Ему было так больно. Который день тяжесть в груди не отпускала, и он мог только спать. Ему никогда ничего не снилось, кроме ее глаз. Хотя, снились не глаза, а выражение в них. Любовь…
Первые минуты после пробуждения, когда перед глазами был только серый потолок в возрастных морщинах и трещинках, были незабываемы. Умиротворение. Любовь в ее глазах.
Резкое чувство себя накатывало мгновенно, как под безжалостной вспышкой фотокамеры, - пивное брюшко, опухшее лицо, дряблые руки и ноги, впалая худая грудь. И – возраст. Ну да. Сорок восемь лет…
Сорок восемь лет подвижничества. Одиночества. Поисков. Результат – отрезанная от всего (в том числе от бытовых удобств) комнатушка в коммунальной квартире. Это был итог. Окончательный. «Взбодрись, старик, - в тишине голос его был хрупок до жалости и боли, - разве высохло твое море? Хотя ты, конечно, не Сантьяго»… Этот голос за сегодня был первым. А ведь было время, когда голоса в голове не умолкали ни на секунду – читали стихи, бормотали слова книжных героев, шелестели отголосками прожитого дня… ни на секунду…
Ооо… тяжесть в груди нарастала, перекатывалась, чувствовалась физически. «Сантьяго, ах, Сантьяго, мне так больно!..» Он засыпал, просыпался, спал и не спал, бредил. В сумерках ему показалось, что одеяло наползает на него, подбирается к горлу, бугрится. В страхе сев на постели, он резко отбросил темное, пропахшее потом, холодное одеяло. Но ком остался на месте – на худой, впалой груди. Он шевелился, а на его болезненной верхушке образовалось светлое пятно.
…Ночь затопила комнату, закрыла бесплотной рукой его глаза. Он чувствовал, что роды близки. Комочек перестал быть комочком. Теперь это был большой кожаный мешок, на который, кажется, ушла вся Его кожа. Чувствовал он себя стянутым и не мог пошевелиться. От слабости недельной (или больше?..) неподвижности, от этого страшного мешка, выросшего на груди, казалось, прямо из сердца. В мешке бился пульс.
«Так всегда. Где болит – там и пульс. Где болит – там сердце».
Он думал, что знал о боли все – о физической и моральной. «Я ничего не знал о боли». Он мельком подумал об этом, когда дозревший кожаный мешок стал рваться. Со светлой своей верхушки. В дыру, появление которой сопровождалось Его хрипом, вылез тонкий, продолговатый палец с розовым ноготком. Потом выпросталась рука, которая опустилась на поверхность мешка и с видимым усилием потянула на поверхность тело…
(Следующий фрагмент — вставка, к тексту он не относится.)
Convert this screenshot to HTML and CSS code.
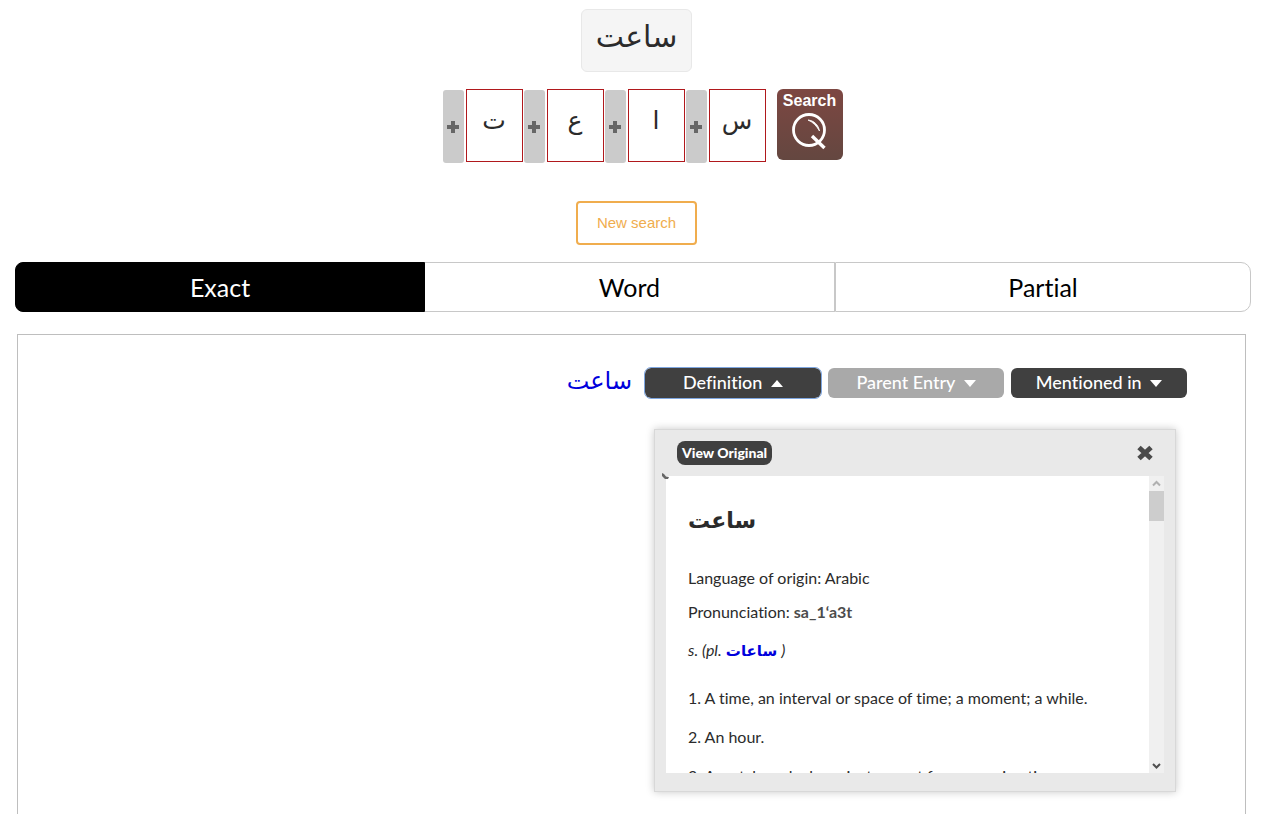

Роды наконец кончились. Измученный, он дошел до безумия. Он был безумен и знал это. Потому что видел явившуюся из его грудного мешка, который теперь остался лежать на груди дубликатом пустого брюха.
Она была прекрасна. Нежная, тонкая, с удлиненными изящными формами, с просвечивающей бело-розовой кожей. Она была голой, как новорожденный ребенок. Но она была женщиной: мягкие змеи волос падали на высокую спелую грудь и между бедер пушился маленький золотистый холмик. Она не стеснялась наготы. Поднявшись с некоторым трудом, постояв на своих длинных стройных ногах, она пошла по грязной, необжитой комнате. Ее маленькие ступни казались слишком белыми, неестественно прекрасными на пыльном, в разводах, дощатом полу. Она ходила, грациозно изгибаясь, чтобы всмотреться в какой-нибудь предмет и один раз ее узкая ладонь накрыла статуэтку, неведомо кем занесенную сюда. Старую, потрескавшуюся, глиняную голубку.
Она осмотрела неприглядное жилище и вернулась к нему, задыхающемуся от слабости и потрясения. Из ее глаз лилось зеленое свечение. Таких глаз он еще не видел – они верили. Им нельзя было лгать.
- Это красота? – спросила она наконец. Ее голос утешил его, как прохладная вода – пересохшее горло…
- Нет, - честно ответил он.
- Это любовь? – спросила она его снова.
- Нет, - прошептал он.
- Это – жизнь? – спросила его в третий раз.
- Нет, - слово прозвучало глубоко внутри. Своего голоса он не услышал.
Стало очень тихо, как бывает перед рассветом. Он закрыл глаза, чтобы не видеть, как она уйдет.
Она ушла.
Утро наступило, не разбудив голосов в голове - их не было. Потому что голова умерла. Вслед за сердцем.
Пульс – там, где рана. Сердце – там, где болит.